Department of Mathematics, Honors Track

Double major in Life Science

Advisor: David Galvin

### Entropy and Counting

“The entropy of a random variable provides a measure of how surprised one should be at observing a specific outcome. I explore the properties of entropy that allow for the construction of upper bounds on the sizes of discrete spaces of objects. I have a strong interest in probability theory, and a course in discrete mathematics caught my eye. My project works with the intersection of these two fields and allows me to explore areas of mathematics I may wish to study in graduate school.”

## Edward Stivers

Department of Mathematics

Advisors: Alex Himonas and Tom Cosimano

### Financial Applications of Partial Differential Equations

“I use partial differential equations to make sense of stochastic models of interest rates.

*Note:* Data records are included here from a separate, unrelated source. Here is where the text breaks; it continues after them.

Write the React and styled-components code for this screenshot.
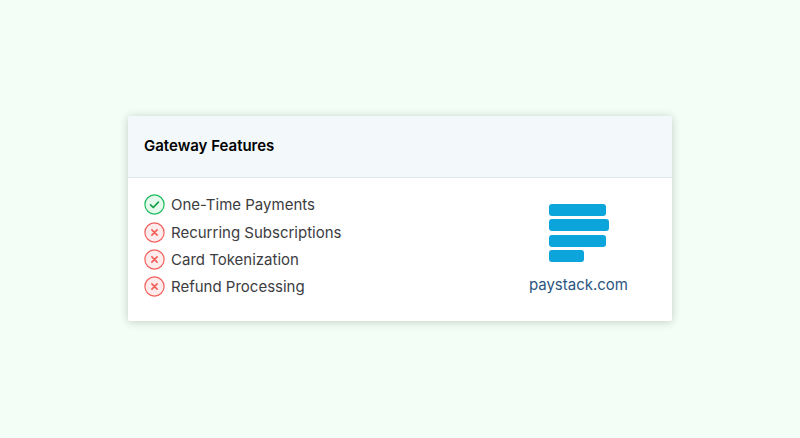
import React from "react";
import styled, { createGlobalStyle } from "styled-components";

const features = [
  { name: "One-Time Payments", supported: true },
  { name: "Recurring Subscriptions", supported: false },
  { name: "Card Tokenization", supported: false },
  { name: "Refund Processing", supported: false },
];

const StatusIcon = ({ supported }) => {
  const color = supported ? "#1cbc5c" : "#f2605c";
  return (
    <svg width="21" height="21" viewBox="0 0 21 21" fill="none">
      <circle
        cx="10.5"
        cy="10.5"
        r="9.6"
        fill={supported ? "#e6f9ed" : "#feecec"}
        stroke={color}
        strokeWidth="1.2"
      />
      {supported ? (
        <path
          d="M6.6 10.8l2.7 2.7 5.1-5.4"
          stroke="#12a04a"
          strokeWidth="1.7"
          strokeLinecap="round"
          strokeLinejoin="round"
        />
      ) : (
        <path
          d="M7.9 7.9l5.2 5.2M13.1 7.9l-5.2 5.2"
          stroke={color}
          strokeWidth="1.7"
          strokeLinecap="round"
        />
      )}
    </svg>
  );
};

const App = () => {
  return (
    <>
      <GlobalStyle />
      <Page>
        <Card>
          <CardHeader>
            <Title>Gateway Features</Title>
          </CardHeader>
          <CardBody>
            <FeatureList>
              {features.map((feature) => (
                <Feature key={feature.name}>
                  <StatusIcon supported={feature.supported} />
                  {feature.name}
                </Feature>
              ))}
            </FeatureList>
            <Gateway>
              <LogoBars>
                <LogoBar $width={57} />
                <LogoBar $width={60} />
                <LogoBar $width={57} />
                <LogoBar $width={35} />
              </LogoBars>
              <Domain>paystack.com</Domain>
            </Gateway>
          </CardBody>
        </Card>
      </Page>
    </>
  );
};

const GlobalStyle = createGlobalStyle`
  body {
    margin: 0;
    background: #f3fef6;
    font-family: Inter, "Liberation Sans", sans-serif;
  }
`;

const Page = styled.div`
  height: 438px;
  display: flex;
  align-items: center;
  justify-content: center;
  padding-bottom: 1.5px;
  box-sizing: border-box;
`;

const Card = styled.div`
  width: 544px;
  background: #fff;
  border-radius: 2px;
  box-shadow: 0 1px 10px rgba(0, 0, 0, 0.2);
`;

const CardHeader = styled.div`
  height: 59px;
  padding: 0 16px 2px;
  display: flex;
  align-items: center;
  background: #f3f8fb;
  border-bottom: 1px solid #e1e6ea;
`;

const Title = styled.h3`
  margin: 0;
  font-size: 15px;
  font-weight: 600;
  color: #000;
`;

const CardBody = styled.div`
  height: 142.5px;
  padding: 13.2px 44px 0 16px;
  box-sizing: border-box;
  display: flex;
  justify-content: space-between;
  align-items: flex-start;
`;

const FeatureList = styled.ul`
  margin: 0;
  padding: 0;
  list-style: none;
`;

const Feature = styled.li`
  height: 27.3px;
  display: flex;
  align-items: center;
  gap: 6px;
  font-size: 15px;
  color: #3c3c41;
`;

const Gateway = styled.div`
  display: flex;
  flex-direction: column;
  align-items: center;
  padding-top: 12.8px;
`;

const LogoBars = styled.div`
  width: 60px;
  margin-left: 1px;
  display: flex;
  flex-direction: column;
  gap: 3.5px;
`;

const LogoBar = styled.div`
  width: ${(props) => props.$width}px;
  height: 12px;
  border-radius: 3px;
  background: #0ba4db;
`;

const Domain = styled.div`
  margin-top: 12.5px;
  font-size: 15px;
  color: #2b5680;
`;

export default App;
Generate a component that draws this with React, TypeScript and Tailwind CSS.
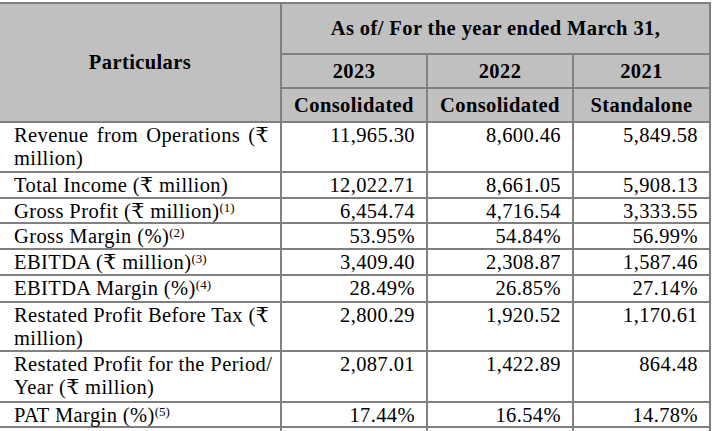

I derive the prices of bonds under the various interest rate models and then show the implications of some of my assumptions regarding interest-rate movement. I had a summer internship that revolved around making calculations and adjustments based on fluctuations of interest rates. I found this topic very interesting and practical as a result of my work that summer.”

## Vikram Saraph

Department of Computer Science

Supplementary major in mathematics, honors track

Advisor: Julia Knight

### Index Sets of Computable Groups

“My research is in computable structure theory. I am currently producing original results specifically on the index set complexities of torsion-free Abelian groups and more generally on computable groups. My work is motivated by Rice’s theorem, which states that a nontrivial index set can never simply be computable. I chose this topic because it has the conceptual feel of theoretical computer science, specifically complexity theory. My eventual goal is to do research in theoretical computer science.”